ドイツ語を習ったことがありますか?習ったことがなくても「あれ、この単語、英語にそっくり」という経験はあるかもしれません。それもそのはず、ドイツ語は英語と親戚関係にある言語なのです。英語はドイツ語、オランダ語、フリジア語等と系統関係にある「(西)ゲルマン諸語」の一つにあたります。つまりこれらの言語は歴史的に派生関係にあると考えられています。並べてみると見た目からして似ていると思いませんか?
英語:I have an apple.
ドイツ語:Ich habe einen Apfel.
オランダ語:Ik heb een appel.
しかしフランス語を学んだことのある人はこう思うかもしれません。「フランス語の単語も英語にそっくりなことがあるんだけど…」。フランス語はロマンス諸語の一つ、つまりラテン語の子孫にあたります。他にはイタリア語、スペイン語等もロマンス諸語ですから、これらの言語を学んだことのある人はフランス語との類似性に気付いているかもしれません。

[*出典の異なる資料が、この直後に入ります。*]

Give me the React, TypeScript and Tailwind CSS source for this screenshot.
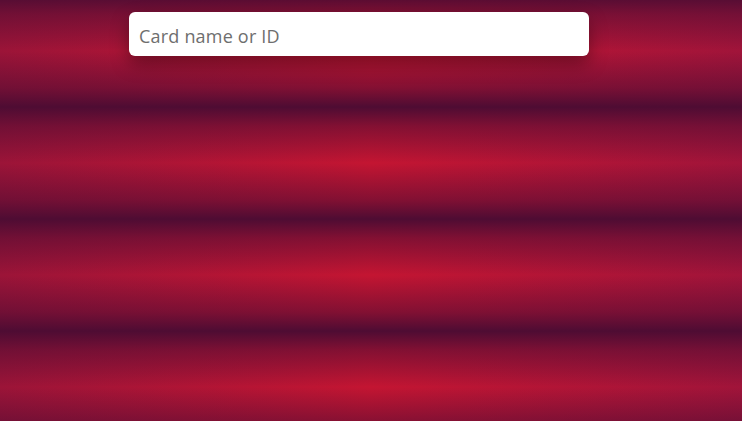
const App = () => {
  return (
    <div className="w-full h-[421px] bg-[image:repeating-linear-gradient(180deg,#4e0c33_-5px,rgba(78,12,51,0.55)_14px,rgba(78,12,51,0)_51px,rgba(78,12,51,0.55)_88px,#4e0c33_107px),linear-gradient(90deg,#9c1438,#c41532_50%,#a1143a)] flex justify-center">
      <div className="w-[460px] mt-3 ml-[-24px]">
        <input
          className="w-full h-11 bg-white rounded-md px-[10px] pt-[4px] text-[18px] tracking-[0.2px] text-[#495057] placeholder:text-[#6e6e6e] shadow-[0_8px_18px_rgba(0,0,0,0.35)] outline-none font-['Open_Sans',sans-serif]"
          placeholder="Card name or ID"
        />
      </div>
    </div>
  )
}

export default App
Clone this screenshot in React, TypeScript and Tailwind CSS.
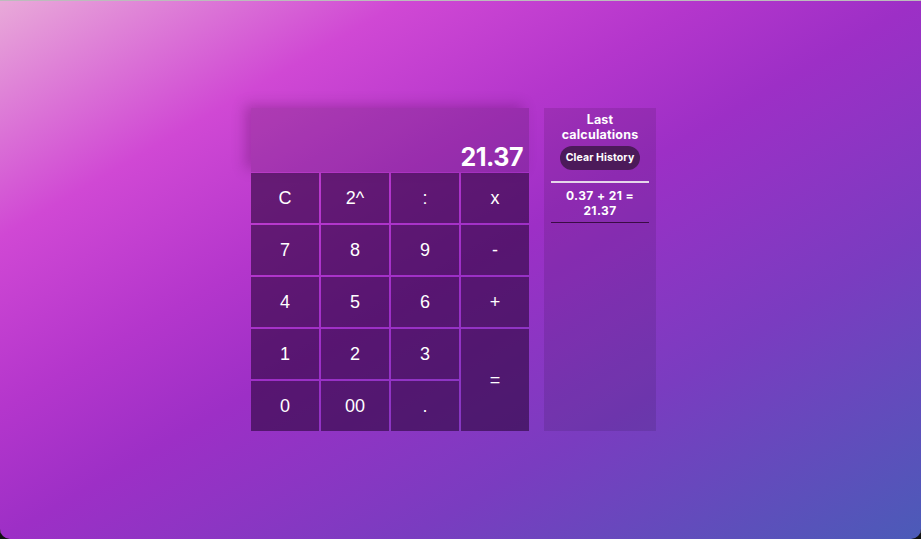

ではロマンス系のフランス語とゲルマン系の英語が似ているのはなぜでしょうか?これは1066年に始まったノルマン・コンクエストに由来します。ノルマン人による征服以後、イギリスではフランス語が公用語となり、フランス語の語彙がたくさん英語に入ってきました。この時の影響で、英語にはフランス語起源の語が大量に残っているのです。
このように言語の姉妹関係、親子関係を調べる研究分野は歴史言語学と呼ばれています。グリム童話のヤーコプ・グリムも研究していたことのある、長い伝統のある学問です。